Post application period

During the post-application period, the following plan will become more detailed, as I work closer to the task:

  • Diving into Apertium documentation and manuals
  • Finish Coding challenge with WER~55%
  • Learn Constraint Grammar and Lexical Selection rules.
  • Add/Edit/Expand both the mvf and khk dictionaries
  • Analyse opportunity to improve dictionaries (tag editing/expand dictionaries)

Community bonding period

  • Get monolingual and bilingual aligned corpora for further analysis.
  • Learn to use dictionaries and tools in practice.

Work period

    Part 1 (weeks 1-4):

    Week 1:

    • Write test scripts
    • Add transfer rules for nouns, pronouns.
    • Start working for pronouns, adverbs, and adjectives
    • Add appropriate rules/stems.
    • Achieve a WER < 20% for 1 basic text

    Week 2:

    • Add transfer rules for adjectives, adverbs
    • Take another 500-word story.
    • Target: WER <50%
    • Post-edit translated texts. Analyze and look for common rules and add rules

    Week 3:

    • Finish with lexical selection rules and chunking.
    • Start working on disambiguation and its solutions
    • Refactoring and documentation.

    Week 4:

    • Run corpus testing to analyze to improvement.
    • Improve morphological analyzer
  • Deliverable #1, June 11 - 15
  • Part 2 (weeks 5-8):

    Week 5:

    • Find good parallel corpora and add words in decreasing frequency in apertium-mvf.
    • Coverage ~45%
    • Parallelly start working of khk-mvf bilingual dictionary

    Week 6:

    • Work on a ~ 500-word story
    • Calculate WER, PER, and document
    • Target WER <=50%
    • Even up nouns, pronouns
    • Even up for verbs, adjectives, adverbs

    Week 7:

    • Testvoc clean for all classes
    • Working on transfer grammar rules (t1x) using the common rules generated from post-edit analysis
    • WER <=40%
    • Bidix-coverage ~45%

    Week 8:

    • Continue working on khk-mvf pair:
    • Add transfer rules for nouns, pronouns
    • Add transfer rules for verbs, adjectives, adverbs.
    • Start working on CG and disambiguation
  • Deliverable #2, July 9 - 13
  • Part 3 (weeks 9-12):

    Week 9:

    • Continue working on disambiguation and its solutions.
    • Add required transfer/lexical selection rules to improve WER, PER.
    • Begin with chunking and t3x

    Week 10:

    • Get another ~500 token story for mvf-khk and improve WER.
    • Target WER <=25%
    • Regression testing for mvf-khk pair
    • Evaluate test results, make the required changes, run tests again
    • User acceptance testing, trying evaluation.

    Week 11:

    • Regression testing for two pairs
    • Achieve WER < 10% on all previous advanced texts and 3 new advanced texts

    Week 12:

    • Discuss with the mentor about some final changes that must be made.
    • Detailed analysis on what further improvement could be made for the pairs
    • Evaluation of results and documentation.
  • Final evaluation, August 6 - 14

Skills and Qualifications

The current field of study/major: I am currently double majoring in Computer Science and Cognitive Science at Swarthmore College (Pennsylvania, USA).

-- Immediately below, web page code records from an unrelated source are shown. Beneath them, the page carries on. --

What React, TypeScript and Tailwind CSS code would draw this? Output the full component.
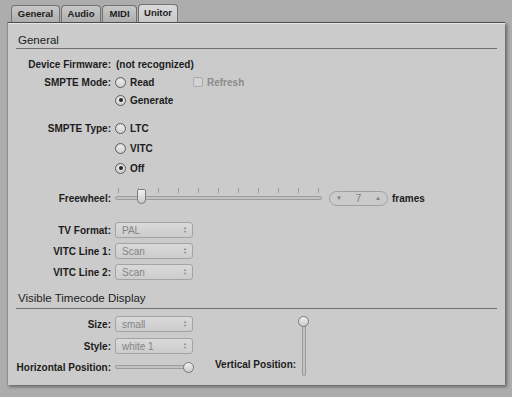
import React from "react";

const Radio = ({ checked }: { checked?: boolean }) => (
  <span className="flex h-[11px] w-[11px] shrink-0 items-center justify-center rounded-full border border-[#5e5e5e] bg-gradient-to-b from-[#f2f2f2] to-[#cfcfcf] shadow-[inset_0_1px_1px_rgba(0,0,0,0.15)]">
    {checked && <span className="h-[4px] w-[4px] rounded-full bg-[#262626]" />}
  </span>
);

const Row = ({ label, className, children }: { label?: string; className: string; children?: React.ReactNode }) => (
  <div className={"flex items-center " + className}>
    <span className="w-[103px] shrink-0 text-right font-bold">{label}</span>
    <div className="ml-[4px] flex items-center">{children}</div>
  </div>
);

const RadioItem = ({ text, checked }: { text: string; checked?: boolean }) => (
  <span className="flex items-center gap-[4px] font-bold">
    <Radio checked={checked} />
    {text}
  </span>
);

const Popup = ({ value }: { value: string }) => (
  <div className="flex h-[16px] w-[78px] items-center justify-between rounded-[3px] border border-[#a3a3a3] bg-gradient-to-b from-[#d9d9d9] to-[#cdcdcd] pl-[6px] pr-[5px] text-[#848484]">
    <span>{value}</span>
    <span className="flex flex-col text-[4px] leading-[4px] text-[#8a8a8a]">
      <span>▲</span>
      <span>▼</span>
    </span>
  </div>
);

const Knob = () => (
  <span className="block h-[11px] w-[11px] rounded-full border border-[#7a7a7a] bg-gradient-to-b from-[#f0f0f0] to-[#cacaca]" />
);

const ticks = [0, 1, 2, 3, 4, 5, 6, 7, 8, 9, 10];

export default function App() {
  return (
    <div className="h-[397px] w-[512px] overflow-hidden bg-[#adadad] font-['Liberation_Sans',Arial,sans-serif] text-[10px] text-[#1c1c1c]">
      {/* tabs */}
      <div className="flex h-[22px] items-end gap-[1px] pl-[11px]">
        {[
          ["General", "w-[49px]"],
          ["Audio", "w-[40px]"],
          ["MIDI", "w-[35px]"],
        ].map(([t, w]) => (
          <div
            key={t}
            className={
              w +
              " flex h-[17px] items-center justify-center rounded-t-[4px] border border-b-0 border-[#727272] bg-gradient-to-b from-[#c8c8c8] to-[#aeaeae] text-[9.5px] font-bold"
            }
          >
            {t}
          </div>
        ))}
        <div className="flex h-[18px] w-[40px] items-center justify-center rounded-t-[4px] border border-b-0 border-[#727272] bg-gradient-to-b from-[#dadada] to-[#c9c9c9] text-[9.5px] font-bold">
          Unitor
        </div>
      </div>

      {/* panel */}
      <div className="ml-[7px] h-[363px] w-[498px] border-l border-t border-[#4d4d4d] border-l-[#8f8f8f] bg-[#cbcbcb] shadow-[inset_0_1px_0_#e6e6e6,2px_2px_3px_rgba(0,0,0,0.4)]">
        <div className="mx-[8px] mt-[10px] border-b border-[#6e6e6e] pb-[1px] pl-[2px] text-[11.5px] leading-[14px]">General</div>

        <Row label="Device Firmware:" className="mt-[6px] h-[18px]">
          <span className="ml-[1px] font-bold">(not recognized)</span>
        </Row>
        <Row label="SMPTE Mode:" className="h-[18px]">
          <span className="w-[78px]">
            <RadioItem text="Read" />
          </span>
          <span className="flex items-center gap-[4px] font-bold text-[#8c8c8c]">
            <span className="h-[10px] w-[10px] rounded-[2px] border border-[#ababab] bg-[#d3d3d3]" />
            Refresh
          </span>
        </Row>
        <Row className="h-[18px]">
          <RadioItem text="Generate" checked />
        </Row>
        <Row label="SMPTE Type:" className="mt-[10px] h-[18px]">
          <RadioItem text="LTC" />
        </Row>
        <Row className="mt-[2px] h-[18px]">
          <RadioItem text="VITC" />
        </Row>
        <Row className="mt-[2px] h-[18px]">
          <RadioItem text="Off" checked />
        </Row>

        <Row label="Freewheel:" className="mt-[9px] h-[24px]">
          <div className="relative h-[24px] w-[207px]">
            <div className="flex justify-between px-[3px] pt-[2px]">
              {ticks.map((t) => (
                <span key={t} className="h-[5px] w-[1px] bg-[#9a9a9a]" />
              ))}
            </div>
            <div className="mt-[3px] h-[4px] w-full rounded-full border border-[#9c9c9c] bg-[#c2c2c2]" />
            <span className="absolute left-[22px] top-[3px] h-[15px] w-[9px] rounded-b-[5px] rounded-t-[2px] border border-[#7a7a7a] bg-gradient-to-b from-[#f0f0f0] to-[#cacaca]" />
          </div>
          <div className="ml-[7px] flex h-[15px] w-[59px] items-center justify-between rounded-full border border-[#a0a0a0] px-[6px] text-[#7c7c7c]">
            <span className="text-[6px]">▼</span>
            <span className="text-[10px]">7</span>
            <span className="text-[6px]">▲</span>
          </div>
          <span className="ml-[4px] font-bold">frames</span>
        </Row>

        <Row label="TV Format:" className="mt-[11px] h-[18px]">
          <Popup value="PAL" />
        </Row>
        <Row label="VITC Line 1:" className="mt-[3px] h-[18px]">
          <Popup value="Scan" />
        </Row>
        <Row label="VITC Line 2:" className="mt-[3px] h-[18px]">
          <Popup value="Scan" />
        </Row>

        <div className="mx-[8px] mt-[10px] border-b border-[#6e6e6e] pb-[3px] pl-[2px] text-[11.5px] leading-[14px]">
          Visible Timecode Display
        </div>

        <div className="flex">
          <div className="w-[186px]">
            <Row label="Size:" className="mt-[6px] h-[18px]">
              <Popup value="small" />
            </Row>
            <Row label="Style:" className="mt-[4px] h-[18px]">
              <Popup value="white 1" />
            </Row>
            <Row label="Horizontal Position:" className="mt-[3px] h-[18px]">
              <div className="relative flex h-[18px] w-[79px] items-center">
                <div className="h-[4px] w-full rounded-full border border-[#9c9c9c] bg-[#c2c2c2]" />
                <span className="absolute right-0 top-[4px]">
                  <Knob />
                </span>
              </div>
            </Row>
          </div>
          <div className="ml-[21px] flex items-end">
            <span className="mb-[4px] font-bold">Vertical Position:</span>
            <div className="relative ml-[2px] mt-[6px] flex h-[60px] w-[11px] justify-center">
              <div className="mt-[3px] h-[57px] w-[4px] rounded-full border border-[#9c9c9c] bg-[#c2c2c2]" />
              <span className="absolute left-0 top-0">
                <Knob />
              </span>
            </div>
          </div>
        </div>
      </div>
    </div>
  );
}
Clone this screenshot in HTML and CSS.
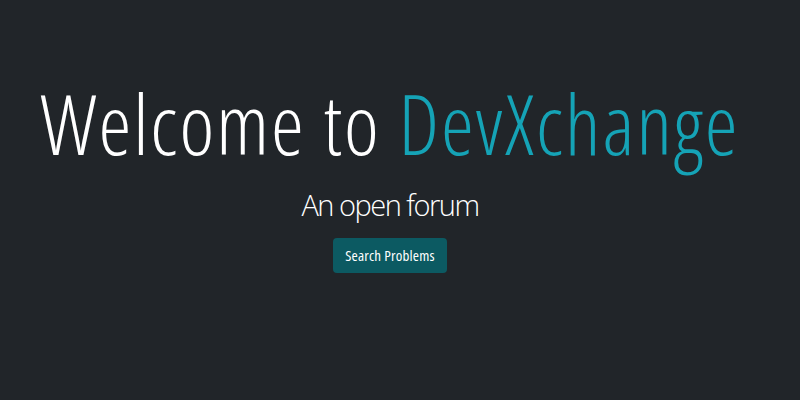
FILE: index.html
```html
<!DOCTYPE html>
<html lang="en">
<head>
<meta charset="utf-8">
<title>DevXchange</title>
<link rel="stylesheet" href="styles.css">
</head>
<body>
<main class="hero">
  <h1 class="hero-title">Welcome to <span class="brand">DevXchange</span></h1>
  <p class="hero-sub">An open forum</p>
  <a class="btn-search" href="#">Search Problems</a>
</main>
</body>
</html>
```
FILE: styles.css
```css
html, body {
  margin: 0;
  height: 100%;
  background: #212529;
}
body {
  font-family: "Open Sans", "Liberation Sans", sans-serif;
  color: #ffffff;
}
.hero {
  display: flex;
  flex-direction: column;
  align-items: center;
  padding: 73px 20px 0 0;
}
.hero-title {
  margin: 0;
  font-size: 83px;
  font-weight: 300;
  font-stretch: 75%;
  letter-spacing: 2px;
  line-height: 1.2;
  white-space: nowrap;
}
.brand {
  color: #15a3b6;
}
.hero-sub {
  margin: 15px 0 0;
  font-size: 29px;
  font-weight: 300;
  letter-spacing: -1.5px;
  line-height: 1.2;
}
.btn-search {
  margin-top: 16px;
  display: inline-block;
  padding: 8px 12px;
  background: #0c5a62;
  color: #ffffff;
  text-decoration: none;
  font-size: 15px;
  font-stretch: 75%;
  letter-spacing: 0.2px;
  line-height: 19px;
  border-radius: 4px;
}
```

Relevant technical skills:: Python, C, C++, Data Structures and Algorithms.

Relevant work experience: I have worked at “Gazar Ord” LLC (Ulaanbaatar, Mongolia) for 46 months as an assistant data analyst and a Russian language translator.

Languages:

  • Mongolian (Native Speaker)
  • Russian (Advanced, Three-time gold medalist of the National Russian Language Olympiads - 2014, 2016, 2017)
  • English (Advanced)
  • Turkish (Elementary)
  • Buryat language (Intermediate)

Non-Summer-of-Code plans you have for the Summer

My last finals exam is on 15th of May so after May I will spend ~45 hours per week on this project.